Source material →
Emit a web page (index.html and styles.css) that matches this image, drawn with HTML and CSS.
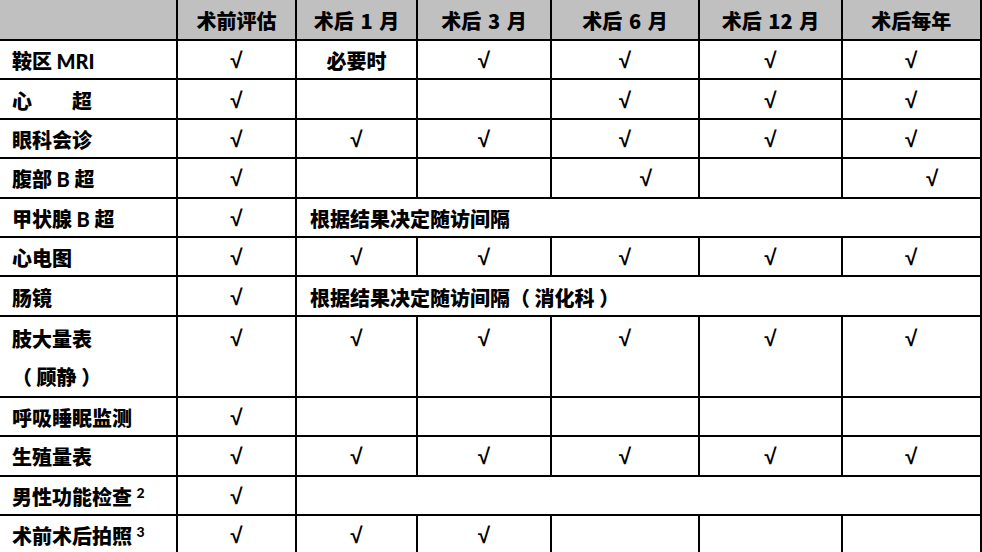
FILE: index.html
```html
<!DOCTYPE html>
<html lang="zh-CN">
<head>
<meta charset="utf-8">
<title>随访计划</title>
<link rel="stylesheet" href="styles.css">
</head>
<body>
<table class="plan">
  <colgroup>
    <col class="c-item">
    <col class="c-pre">
    <col class="c-m1">
    <col class="c-m3">
    <col class="c-m6">
    <col class="c-m12">
    <col class="c-yr">
  </colgroup>
  <thead>
    <tr class="head">
      <th class="first"></th>
      <th>术前评估</th>
      <th>术后 1 月</th>
      <th>术后 3 月</th>
      <th>术后 6 月</th>
      <th>术后 12 月</th>
      <th class="last">术后每年</th>
    </tr>
  </thead>
  <tbody>
    <tr>
      <td class="first item">鞍区 <span class="lat">MRI</span></td>
      <td class="ck">√</td>
      <td class="tx">必要时</td>
      <td class="ck">√</td>
      <td class="ck">√</td>
      <td class="ck">√</td>
      <td class="ck last">√</td>
    </tr>
    <tr>
      <td class="first item pre">心　　超</td>
      <td class="ck">√</td>
      <td></td>
      <td></td>
      <td class="ck">√</td>
      <td class="ck">√</td>
      <td class="ck last">√</td>
    </tr>
    <tr>
      <td class="first item">眼科会诊</td>
      <td class="ck">√</td>
      <td class="ck">√</td>
      <td class="ck">√</td>
      <td class="ck">√</td>
      <td class="ck">√</td>
      <td class="ck last">√</td>
    </tr>
    <tr>
      <td class="first item">腹部 <span class="lat">B</span> 超</td>
      <td class="ck">√</td>
      <td></td>
      <td></td>
      <td class="ck shift">√</td>
      <td></td>
      <td class="ck shift last">√</td>
    </tr>
    <tr>
      <td class="first item">甲状腺 <span class="lat">B</span> 超</td>
      <td class="ck">√</td>
      <td class="span last" colspan="5">根据结果决定随访间隔</td>
    </tr>
    <tr>
      <td class="first item">心电图</td>
      <td class="ck">√</td>
      <td class="ck">√</td>
      <td class="ck">√</td>
      <td class="ck">√</td>
      <td class="ck">√</td>
      <td class="ck last">√</td>
    </tr>
    <tr>
      <td class="first item">肠镜</td>
      <td class="ck">√</td>
      <td class="span last" colspan="5">根据结果决定随访间隔（ 消化科 ）</td>
    </tr>
    <tr class="tall">
      <td class="first item">肢大量表<br>（ 顾静 ）</td>
      <td class="ck">√</td>
      <td class="ck">√</td>
      <td class="ck">√</td>
      <td class="ck">√</td>
      <td class="ck">√</td>
      <td class="ck last">√</td>
    </tr>
    <tr>
      <td class="first item">呼吸睡眠监测</td>
      <td class="ck">√</td>
      <td></td>
      <td></td>
      <td></td>
      <td></td>
      <td class="last"></td>
    </tr>
    <tr>
      <td class="first item">生殖量表</td>
      <td class="ck">√</td>
      <td class="ck">√</td>
      <td class="ck">√</td>
      <td class="ck">√</td>
      <td class="ck">√</td>
      <td class="ck last">√</td>
    </tr>
    <tr>
      <td class="first item">男性功能检查 <sup class="note">2</sup></td>
      <td class="ck">√</td>
      <td class="last" colspan="5"></td>
    </tr>
    <tr>
      <td class="first item">术前术后拍照 <sup class="note">3</sup></td>
      <td class="ck">√</td>
      <td class="ck">√</td>
      <td class="ck">√</td>
      <td></td>
      <td></td>
      <td class="last"></td>
    </tr>
  </tbody>
</table>
</body>
</html>
```

FILE: styles.css
```css
html, body {
  margin: 0;
  padding: 0;
  background: #ffffff;
}

body {
  font-family: "Noto Sans CJK SC", "Noto Sans", sans-serif;
  font-weight: 900;
  color: #000000;
  font-size: 20px;
}

.plan {
  border-collapse: collapse;
  table-layout: fixed;
  width: 981px;
}

.c-item { width: 177px; }
.c-pre { width: 119px; }
.c-m1 { width: 121px; }
.c-m3 { width: 134px; }
.c-m6 { width: 148px; }
.c-m12 { width: 143px; }
.c-yr { width: 139px; }

.plan th,
.plan td {
  border: 2px solid #000000;
  padding: 0;
  height: 34.4px;
  line-height: 24px;
  vertical-align: middle;
  white-space: nowrap;
  overflow: hidden;
}

.plan .head th {
  border-top: none;
  background: #c0c0c0;
  height: 37px;
  text-align: center;
  font-weight: 900;
  padding-top: 2px;
  word-spacing: 2px;
}

.plan .first {
  border-left: none;
}

.plan .last {
  border-right: 3px solid #000000;
}

.item {
  text-align: left;
  padding-left: 12px !important;
  padding-top: 3px !important;
}

.pre {
  white-space: pre;
}

.lat {
  font-family: "Lato", "Liberation Sans", sans-serif;
  font-weight: 900;
}

.ck {
  text-align: center;
  font-family: "Liberation Sans", "DejaVu Sans", sans-serif;
  font-weight: 700;
  font-size: 22px;
  padding-top: 3px !important;
}

.ck.shift {
  padding-left: 42px !important;
}

.tx {
  text-align: center;
  padding-top: 3px !important;
}

.span {
  text-align: left;
  padding-left: 13px !important;
  padding-top: 3px !important;
}

.plan .tall td {
  height: 72.8px;
  vertical-align: top;
  line-height: 38px;
  padding-top: 3px !important;
}

.note {
  font-size: 14px;
  line-height: 0;
  vertical-align: 7px;
  font-family: "Lato", "Liberation Sans", sans-serif;
  font-weight: 900;
}
```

Exercise details → Go through the data above and transcribe it in full, omitting any image.

The output →
Emit a web page (index.html and styles.css) that matches this image, drawn with HTML and CSS.
FILE: index.html
```html
<!DOCTYPE html>
<html lang="zh-CN">
<head>
<meta charset="utf-8">
<title>随访计划</title>
<link rel="stylesheet" href="styles.css">
</head>
<body>
<table class="plan">
  <colgroup>
    <col class="c-item">
    <col class="c-pre">
    <col class="c-m1">
    <col class="c-m3">
    <col class="c-m6">
    <col class="c-m12">
    <col class="c-yr">
  </colgroup>
  <thead>
    <tr class="head">
      <th class="first"></th>
      <th>术前评估</th>
      <th>术后 1 月</th>
      <th>术后 3 月</th>
      <th>术后 6 月</th>
      <th>术后 12 月</th>
      <th class="last">术后每年</th>
    </tr>
  </thead>
  <tbody>
    <tr>
      <td class="first item">鞍区 <span class="lat">MRI</span></td>
      <td class="ck">√</td>
      <td class="tx">必要时</td>
      <td class="ck">√</td>
      <td class="ck">√</td>
      <td class="ck">√</td>
      <td class="ck last">√</td>
    </tr>
    <tr>
      <td class="first item pre">心　　超</td>
      <td class="ck">√</td>
      <td></td>
      <td></td>
      <td class="ck">√</td>
      <td class="ck">√</td>
      <td class="ck last">√</td>
    </tr>
    <tr>
      <td class="first item">眼科会诊</td>
      <td class="ck">√</td>
      <td class="ck">√</td>
      <td class="ck">√</td>
      <td class="ck">√</td>
      <td class="ck">√</td>
      <td class="ck last">√</td>
    </tr>
    <tr>
      <td class="first item">腹部 <span class="lat">B</span> 超</td>
      <td class="ck">√</td>
      <td></td>
      <td></td>
      <td class="ck shift">√</td>
      <td></td>
      <td class="ck shift last">√</td>
    </tr>
    <tr>
      <td class="first item">甲状腺 <span class="lat">B</span> 超</td>
      <td class="ck">√</td>
      <td class="span last" colspan="5">根据结果决定随访间隔</td>
    </tr>
    <tr>
      <td class="first item">心电图</td>
      <td class="ck">√</td>
      <td class="ck">√</td>
      <td class="ck">√</td>
      <td class="ck">√</td>
      <td class="ck">√</td>
      <td class="ck last">√</td>
    </tr>
    <tr>
      <td class="first item">肠镜</td>
      <td class="ck">√</td>
      <td class="span last" colspan="5">根据结果决定随访间隔（ 消化科 ）</td>
    </tr>
    <tr class="tall">
      <td class="first item">肢大量表<br>（ 顾静 ）</td>
      <td class="ck">√</td>
      <td class="ck">√</td>
      <td class="ck">√</td>
      <td class="ck">√</td>
      <td class="ck">√</td>
      <td class="ck last">√</td>
    </tr>
    <tr>
      <td class="first item">呼吸睡眠监测</td>
      <td class="ck">√</td>
      <td></td>
      <td></td>
      <td></td>
      <td></td>
      <td class="last"></td>
    </tr>
    <tr>
      <td class="first item">生殖量表</td>
      <td class="ck">√</td>
      <td class="ck">√</td>
      <td class="ck">√</td>
      <td class="ck">√</td>
      <td class="ck">√</td>
      <td class="ck last">√</td>
    </tr>
    <tr>
      <td class="first item">男性功能检查 <sup class="note">2</sup></td>
      <td class="ck">√</td>
      <td class="last" colspan="5"></td>
    </tr>
    <tr>
      <td class="first item">术前术后拍照 <sup class="note">3</sup></td>
      <td class="ck">√</td>
      <td class="ck">√</td>
      <td class="ck">√</td>
      <td></td>
      <td></td>
      <td class="last"></td>
    </tr>
  </tbody>
</table>
</body>
</html>
```

FILE: styles.css
```css
html, body {
  margin: 0;
  padding: 0;
  background: #ffffff;
}

body {
  font-family: "Noto Sans CJK SC", "Noto Sans", sans-serif;
  font-weight: 900;
  color: #000000;
  font-size: 20px;
}

.plan {
  border-collapse: collapse;
  table-layout: fixed;
  width: 981px;
}

.c-item { width: 177px; }
.c-pre { width: 119px; }
.c-m1 { width: 121px; }
.c-m3 { width: 134px; }
.c-m6 { width: 148px; }
.c-m12 { width: 143px; }
.c-yr { width: 139px; }

.plan th,
.plan td {
  border: 2px solid #000000;
  padding: 0;
  height: 34.4px;
  line-height: 24px;
  vertical-align: middle;
  white-space: nowrap;
  overflow: hidden;
}

.plan .head th {
  border-top: none;
  background: #c0c0c0;
  height: 37px;
  text-align: center;
  font-weight: 900;
  padding-top: 2px;
  word-spacing: 2px;
}

.plan .first {
  border-left: none;
}

.plan .last {
  border-right: 3px solid #000000;
}

.item {
  text-align: left;
  padding-left: 12px !important;
  padding-top: 3px !important;
}

.pre {
  white-space: pre;
}

.lat {
  font-family: "Lato", "Liberation Sans", sans-serif;
  font-weight: 900;
}

.ck {
  text-align: center;
  font-family: "Liberation Sans", "DejaVu Sans", sans-serif;
  font-weight: 700;
  font-size: 22px;
  padding-top: 3px !important;
}

.ck.shift {
  padding-left: 42px !important;
}

.tx {
  text-align: center;
  padding-top: 3px !important;
}

.span {
  text-align: left;
  padding-left: 13px !important;
  padding-top: 3px !important;
}

.plan .tall td {
  height: 72.8px;
  vertical-align: top;
  line-height: 38px;
  padding-top: 3px !important;
}

.note {
  font-size: 14px;
  line-height: 0;
  vertical-align: 7px;
  font-family: "Lato", "Liberation Sans", sans-serif;
  font-weight: 900;
}
```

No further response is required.